Baltimore, MD—New research, led by Sheila K. West, Ph.D., suggests age-related macular degeneration (AMD) may be affected by regularly eating fish and seafood with omega-3 fatty acids. Researchers at the Wilmer Eye Institute, John Hopkins School of Medicine, collected fish and shellfish intake information over one year through a questionnaire for 2,391 participants. These participants aged 65 to 84 years and lived along Maryland’s Eastern Shore.
"Our study corroborates earlier findings that eating omega-3-rich fish and shellfish may protect against advanced AMD. While participants in all groups, including controls, averaged at least one serving of fish or shellfish per week, those who had advanced AMD were significantly less likely to consume high omega-3 fish and seafood," West said in a news release from the American Academy of Ophthalmology.
After researchers completed the dietary assessment, participants were evaluated for AMD through eye exams. About 450 had the disease, including 68 with advanced stage of AMD, which can lead to severe vision impairment or blindness. Although participants in all groups, including controls, consumed at least one serving of fish or shellfish per week, those who had advanced AMD were less likely to consume high omega-3 rich fish and seafood.
AMD is the major cause of blindness in whites in the United States.

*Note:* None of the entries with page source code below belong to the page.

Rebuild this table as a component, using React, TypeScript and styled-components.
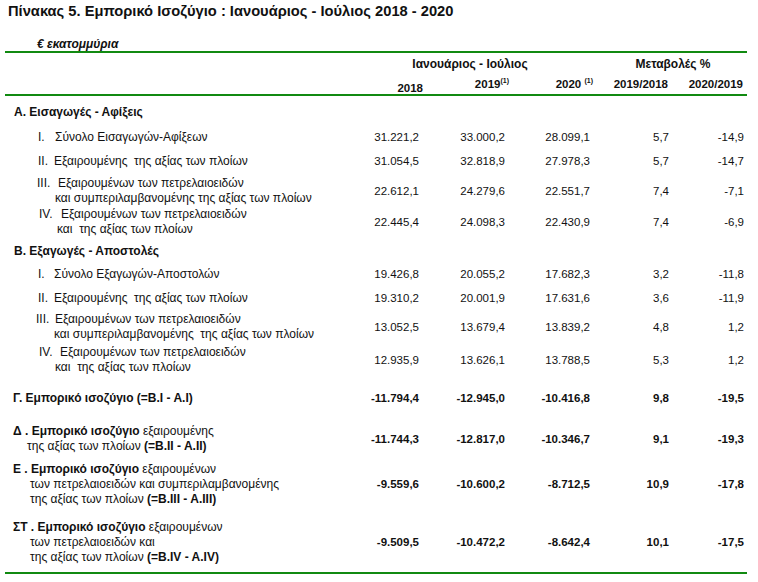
import React from "react";
import styled, { createGlobalStyle } from "styled-components";

const green = "#118a11";

type Line = { text: React.ReactNode; indent: number };
type DataRow = {
  kind: "section" | "item" | "total";
  top: number;
  lines: Line[];
  values?: string[];
  numeral?: string;
  numeralWidth?: number;
};

const rows: DataRow[] = [
  { kind: "section", top: 9, lines: [{ text: "Α. Εισαγωγές - Αφίξεις", indent: 9 }] },
  {
    kind: "item",
    top: 10,
    numeral: "I.",
    numeralWidth: 17,
    lines: [{ text: "Σύνολο Εισαγωγών-Αφίξεων", indent: 33 }],
    values: ["31.221,2", "33.000,2", "28.099,1", "5,7", "-14,9"],
  },
  {
    kind: "item",
    top: 9,
    numeral: "II.",
    numeralWidth: 16,
    lines: [{ text: "Εξαιρουμένης  της αξίας των πλοίων", indent: 33 }],
    values: ["31.054,5", "32.818,9", "27.978,3", "5,7", "-14,7"],
  },
  {
    kind: "item",
    top: 7,
    numeral: "III.",
    numeralWidth: 21,
    lines: [
      { text: "Εξαιρουμένων των πετρελαιοειδών", indent: 32 },
      { text: "και συμπεριλαμβανομένης της αξίας των πλοίων", indent: 50 },
    ],
    values: ["22.612,1", "24.279,6", "22.551,7", "7,4", "-7,1"],
  },
  {
    kind: "item",
    top: 1,
    numeral: "IV.",
    numeralWidth: 22,
    lines: [
      { text: "Εξαιρουμένων των πετρελαιοειδών", indent: 34 },
      { text: "και  της αξίας των πλοίων", indent: 52 },
    ],
    values: ["22.445,4", "24.098,3", "22.430,9", "7,4", "-6,9"],
  },
  { kind: "section", top: 7, lines: [{ text: "Β. Εξαγωγές - Αποστολές", indent: 9 }] },
  {
    kind: "item",
    top: 8,
    numeral: "I.",
    numeralWidth: 16,
    lines: [{ text: "Σύνολο Εξαγωγών-Αποστολών", indent: 33 }],
    values: ["19.426,8", "20.055,2", "17.682,3", "3,2", "-11,8"],
  },
  {
    kind: "item",
    top: 9,
    numeral: "II.",
    numeralWidth: 16,
    lines: [{ text: "Εξαιρουμένης  της αξίας των πλοίων", indent: 33 }],
    values: ["19.310,2", "20.001,9", "17.631,6", "3,6", "-11,9"],
  },
  {
    kind: "item",
    top: 6,
    numeral: "III.",
    numeralWidth: 19,
    lines: [
      { text: "Εξαιρουμένων των πετρελαιοειδών", indent: 31 },
      { text: "και συμπεριλαμβανομένης  της αξίας των πλοίων", indent: 49 },
    ],
    values: ["13.052,5", "13.679,4", "13.839,2", "4,8", "1,2"],
  },
  {
    kind: "item",
    top: 3,
    numeral: "IV.",
    numeralWidth: 21,
    lines: [
      { text: "Εξαιρουμένων των πετρελαιοειδών", indent: 34 },
      { text: "και  της αξίας των πλοίων", indent: 50 },
    ],
    values: ["12.935,9", "13.626,1", "13.788,5", "5,3", "1,2"],
  },
  {
    kind: "total",
    top: 16,
    lines: [{ text: <b>Γ. Εμπορικό ισοζύγιο (=B.I - A.I)</b>, indent: 8 }],
    values: ["-11.794,4", "-12.945,0", "-10.416,8", "9,8", "-19,5"],
  },
  {
    kind: "total",
    top: 18,
    lines: [
      { text: <><b>Δ . Εμπορικό ισοζύγιο</b> εξαιρουμένης</>, indent: 8 },
      { text: <>της αξίας των πλοίων <b>(=B.II - A.II)</b></>, indent: 22 },
    ],
    values: ["-11.744,3", "-12.817,0", "-10.346,7", "9,1", "-19,3"],
  },
  {
    kind: "total",
    top: 8,
    lines: [
      { text: <><b>Ε . Εμπορικό ισοζύγιο</b> εξαιρουμένων</>, indent: 8 },
      { text: "των πετρελαιοειδών και συμπεριλαμβανομένης", indent: 25 },
      { text: <>της αξίας των πλοίων <b>(=B.III - A.III)</b></>, indent: 25 },
    ],
    values: ["-9.559,6", "-10.600,2", "-8.712,5", "10,9", "-17,8"],
  },
  {
    kind: "total",
    top: 13,
    lines: [
      { text: <><b>ΣΤ . Εμπορικό ισοζύγιο</b> εξαιρουμένων</>, indent: 8 },
      { text: "των πετρελαιοειδών και", indent: 25 },
      { text: <>της αξίας των πλοίων <b>(=B.IV - A.IV)</b></>, indent: 25 },
    ],
    values: ["-9.509,5", "-10.472,2", "-8.642,4", "10,1", "-17,5"],
  },
];

function App() {
  return (
    <>
      <GlobalStyle />
      <Page>
        <Title>Πίνακας 5. Εμπορικό Ισοζύγιο : Ιανουάριος - Ιούλιος 2018 - 2020</Title>
        <Unit>€ εκατομμύρια</Unit>
        <Rule />
        <PeriodRow>
          <span />
          <GroupHead $shift={10}>Ιανουάριος - Ιούλιος</GroupHead>
          <GroupHead $shift={12}>Μεταβολές %</GroupHead>
        </PeriodRow>
        <YearRow>
          <span />
          <YearHead $low>2018</YearHead>
          <YearHead>
            2019<Sup>(1)</Sup>
          </YearHead>
          <YearHead>
            2020 <Sup>(1)</Sup>
          </YearHead>
          <YearHead>2019/2018</YearHead>
          <YearHead>2020/2019</YearHead>
        </YearRow>
        <Rule />
        {rows.map((row, i) => (
          <Row key={i} $top={row.top}>
            <Label $bold={row.kind === "section"}>
              {row.lines.map((line, j) => (
                <LabelLine key={j} $indent={line.indent}>
                  {j === 0 && row.numeral && (
                    <Numeral $width={row.numeralWidth || 16}>{row.numeral}</Numeral>
                  )}
                  {line.text}
                </LabelLine>
              ))}
            </Label>
            {row.values?.map((v, k) => (
              <Value key={k} $bold={row.kind === "total"}>
                {v}
              </Value>
            ))}
          </Row>
        ))}
        <Rule $top={7} />
      </Page>
    </>
  );
}

const GlobalStyle = createGlobalStyle`
  body {
    margin: 0;
    background: #fff;
    color: #111;
    font-family: "Liberation Sans", Arial, sans-serif;
  }
`;

const Page = styled.div`
  width: 742px;
  margin-left: 5px;
  padding-top: 3px;
`;

const Title = styled.div`
  margin-left: 3px;
  font-size: 14.7px;
  font-weight: bold;
  line-height: 17px;
`;

const Unit = styled.div`
  margin: 18px 0 0 32px;
  font-size: 12px;
  font-weight: bold;
  font-style: italic;
  line-height: 13px;
`;

const Rule = styled.div<{ $top?: number }>`
  height: 2px;
  margin-top: ${(p) => p.$top || 0}px;
  background: ${green};
`;

const PeriodRow = styled.div`
  display: grid;
  grid-template-columns: 335px 250px 154px;
  padding-top: 2px;
  height: 17px;
  align-items: center;
`;

const GroupHead = styled.div<{ $shift: number }>`
  padding-left: ${(p) => p.$shift}px;
  text-align: center;
  font-size: 12px;
  font-weight: bold;
`;

const YearRow = styled.div`
  display: grid;
  grid-template-columns: 335px 83px 86px 84px 75px 75px;
  height: 20px;
  padding-top: 2px;
  align-items: center;
`;

const YearHead = styled.div<{ $low?: boolean }>`
  text-align: right;
  font-size: 11.5px;
  font-weight: bold;
  padding-top: ${(p) => (p.$low ? 7 : 0)}px;
`;

const Sup = styled.sup`
  font-size: 7px;
  vertical-align: 5px;
  line-height: 0;
`;

const Row = styled.div<{ $top: number }>`
  display: grid;
  grid-template-columns: 335px 79px 86px 85px 79px 75px;
  align-items: center;
  margin-top: ${(p) => p.$top}px;
  font-size: 11.5px;
  line-height: 15px;
`;

const Label = styled.div<{ $bold?: boolean }>`
  font-size: 12px;
  font-weight: ${(p) => (p.$bold ? "bold" : "normal")};
`;

const LabelLine = styled.div<{ $indent: number }>`
  padding-left: ${(p) => p.$indent}px;
  white-space: pre;
`;

const Numeral = styled.span<{ $width: number }>`
  display: inline-block;
  width: ${(p) => p.$width}px;
`;

const Value = styled.div<{ $bold?: boolean }>`
  text-align: right;
  font-weight: ${(p) => (p.$bold ? "bold" : "normal")};
`;

export default App;
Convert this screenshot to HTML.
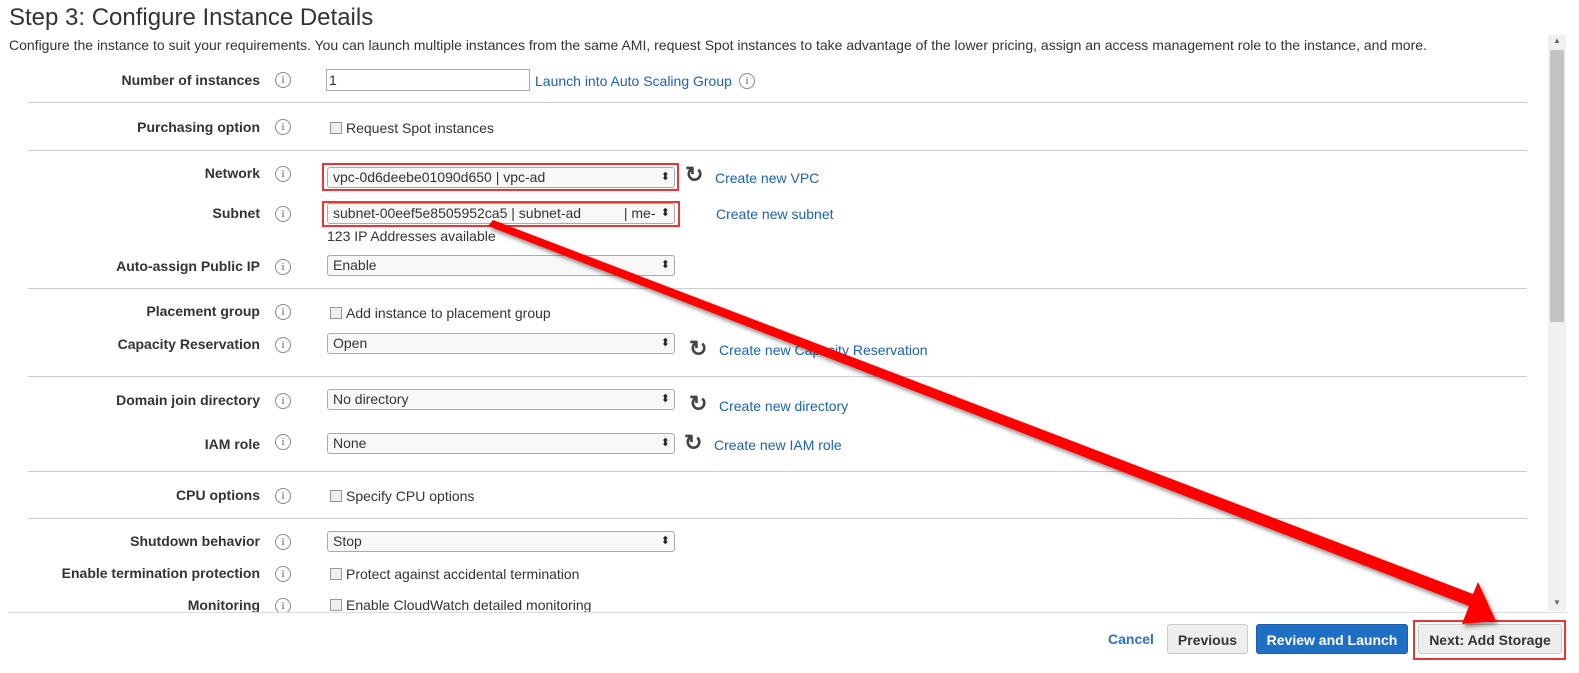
<!DOCTYPE html><html><head><style>
body{margin:0;width:1579px;height:672px;overflow:hidden;background:#fff;font-family:"Liberation Sans",Arial,sans-serif;font-size:14px;color:#333;position:relative}
.a{position:absolute;white-space:nowrap}
h1{position:absolute;left:9px;top:4px;margin:0;font-weight:normal;font-size:24px;color:#333}
.lbl{position:absolute;right:1319px;font-weight:bold;font-size:14px;color:#333}
.i{position:absolute;left:275px;width:14px;height:14px;border:1px solid #888;border-radius:50%;font-size:11px;text-align:center;line-height:14px;color:#555;font-family:"Liberation Serif",serif}
.hr{position:absolute;left:28px;width:1499px;height:1px;background:#ccc}
.sel{position:absolute;left:327px;width:341px;height:19px;border:1px solid #aaa;border-radius:3px;background:#f8f8f8;font-size:14px;line-height:19px;padding-left:5px;box-sizing:content-box}
.sel:after{content:"⬍";position:absolute;right:4px;top:0;font-size:11px;color:#222}
.cb{display:inline-block;width:10px;height:10px;border:1px solid #999;background:#eee;vertical-align:-1px;margin-right:4px}
.lnk{color:#1a62b4}
.ref{position:absolute;font-size:22px;font-weight:bold;color:#444}
.btn{position:absolute;top:624px;height:30px;border-radius:3px;font-weight:bold;font-size:14px;line-height:30px;text-align:center;box-sizing:border-box}
</style></head><body>
<h1>Step 3: Configure Instance Details</h1>
<div class="a" style="left:9px;top:37px;font-size:14px">Configure the instance to suit your requirements. You can launch multiple instances from the same AMI, request Spot instances to take advantage of the lower pricing, assign an access management role to the instance, and more.</div>

<div class="lbl" style="top:72px">Number of instances</div><div class="i" style="top:72px">i</div>
<div class="a" style="left:326px;top:69px;width:200px;height:20px;border:1px solid #aaa;line-height:20px;padding-left:2px">1</div>
<div class="a lnk" style="left:535px;top:73px">Launch into Auto Scaling Group</div><div class="i" style="top:73px;left:739px">i</div>
<div class="hr" style="top:102px"></div>

<div class="lbl" style="top:119px">Purchasing option</div><div class="i" style="top:119px">i</div>
<div class="a" style="left:330px;top:120px"><span class="cb"></span>Request Spot instances</div>
<div class="hr" style="top:150px"></div>

<div class="lbl" style="top:165px">Network</div><div class="i" style="top:166px">i</div>
<div class="sel" style="top:167px">vpc-0d6deebe01090d650 | vpc-ad</div>
<div class="a" style="left:322px;top:163px;width:357px;height:28px;border:2px solid #e33;box-sizing:border-box"></div>
<div class="ref" style="left:685px;top:162px">↻</div><div class="a lnk" style="left:715px;top:170px">Create new VPC</div>

<div class="lbl" style="top:205px">Subnet</div><div class="i" style="top:206px">i</div>
<div class="sel" style="top:203px">subnet-00eef5e8505952ca5 | subnet-ad&nbsp;&nbsp;&nbsp;&nbsp;&nbsp;&nbsp;&nbsp;&nbsp;&nbsp;&nbsp;&nbsp;| me-</div>
<div class="a" style="left:322px;top:201px;width:358px;height:26px;border:2px solid #e33;box-sizing:border-box"></div>
<div class="a lnk" style="left:716px;top:206px">Create new subnet</div>
<div class="a" style="left:327px;top:228px">123 IP Addresses available</div>

<div class="lbl" style="top:258px">Auto-assign Public IP</div><div class="i" style="top:259px">i</div>
<div class="sel" style="top:255px">Enable</div>
<div class="hr" style="top:288px"></div>

<div class="lbl" style="top:303px">Placement group</div><div class="i" style="top:304px">i</div>
<div class="a" style="left:330px;top:305px"><span class="cb"></span>Add instance to placement group</div>
<div class="lbl" style="top:336px">Capacity Reservation</div><div class="i" style="top:337px">i</div>
<div class="sel" style="top:333px">Open</div>
<div class="ref" style="left:689px;top:336px">↻</div><div class="a lnk" style="left:719px;top:342px">Create new Capacity Reservation</div>
<div class="hr" style="top:376px"></div>

<div class="lbl" style="top:392px">Domain join directory</div><div class="i" style="top:393px">i</div>
<div class="sel" style="top:389px">No directory</div>
<div class="ref" style="left:689px;top:391px">↻</div><div class="a lnk" style="left:719px;top:398px">Create new directory</div>
<div class="lbl" style="top:436px">IAM role</div><div class="i" style="top:434px">i</div>
<div class="sel" style="top:433px">None</div>
<div class="ref" style="left:684px;top:430px">↻</div><div class="a lnk" style="left:714px;top:437px">Create new IAM role</div>
<div class="hr" style="top:471px"></div>

<div class="lbl" style="top:487px">CPU options</div><div class="i" style="top:488px">i</div>
<div class="a" style="left:330px;top:488px"><span class="cb"></span>Specify CPU options</div>
<div class="hr" style="top:518px"></div>

<div class="lbl" style="top:533px">Shutdown behavior</div><div class="i" style="top:534px">i</div>
<div class="sel" style="top:531px">Stop</div>
<div class="lbl" style="top:565px">Enable termination protection</div><div class="i" style="top:566px">i</div>
<div class="a" style="left:330px;top:566px"><span class="cb"></span>Protect against accidental termination</div>
<div class="lbl" style="top:597px">Monitoring</div><div class="i" style="top:598px">i</div>
<div class="a" style="left:330px;top:597px"><span class="cb"></span>Enable CloudWatch detailed monitoring</div>

<div class="a" style="left:1548px;top:35px;width:18px;height:576px;background:#f0f0f0"></div>
<div class="a" style="left:1550px;top:50px;width:14px;height:272px;background:#c2c2c2"></div>
<div class="a" style="left:1553px;top:36px;font-size:8px;color:#666">▲</div>
<div class="a" style="left:1553px;top:598px;font-size:8px;color:#666">▼</div>
<div class="a" style="left:8px;top:612px;width:1560px;height:60px;background:#fff;border-top:1px solid #ddd"></div>

<div class="a" style="left:1108px;top:631px;font-weight:bold;color:#2a6ed6">Cancel</div>
<div class="btn" style="left:1167px;width:81px;border:1px solid #ccc;background:#eee">Previous</div>
<div class="btn" style="left:1256px;width:152px;background:#1f6fc5;color:#fff;border:1px solid #1a5ea8">Review and Launch</div>
<div class="btn" style="left:1418px;width:144px;border:1px solid #ccc;background:#eee">Next: Add Storage</div>
<div class="a" style="left:1413px;top:620px;width:153px;height:40px;border:2px solid #e33;box-sizing:border-box"></div>

<svg class="a" style="left:0;top:0" width="1579" height="672">
<defs><filter id="s"><feDropShadow dx="2" dy="3" stdDeviation="2" flood-color="#000" flood-opacity="0.45"/></filter></defs>
<polygon filter="url(#s)" fill="#f00" points="488,226 493,220 1473,594 1478,582 1496,621 1462,624 1469,606" />
</svg>
</body></html>
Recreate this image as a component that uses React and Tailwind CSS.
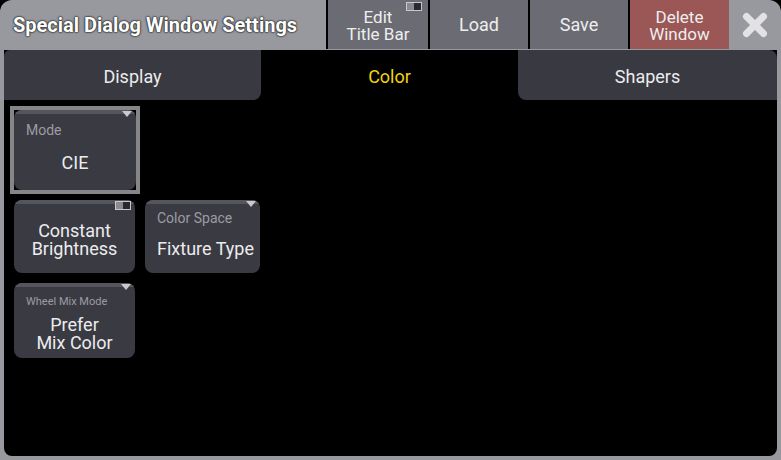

The eyes' retinas contain high concentrations of omega-3s and evidence reveals the nutrient may be critical to eye health. West and her colleagues based these data on a recent analysis of a one-year dietary survey conducted in the early 1990s.
Yet, Anand Swaroop, chief of the neurobiology, neuro-degeneration and repair laboratory at the U.S. National Eye Institute, cautiously analyzed the findings. Swaroop said the study’s data make sense and omega-3 consumption may be beneficial.
“However, I wouldn't want people to start taking grams of omega-3 to protect against AMD based on this finding because I'm not really sure that this study has sufficient power to draw any conclusions,” Swaroop said. "This is just a one-year analysis and AMD is a long-term disease. The correlation is important, and it should be explored further. But we need larger studies with longer term follow-up before being able to properly assess the impact."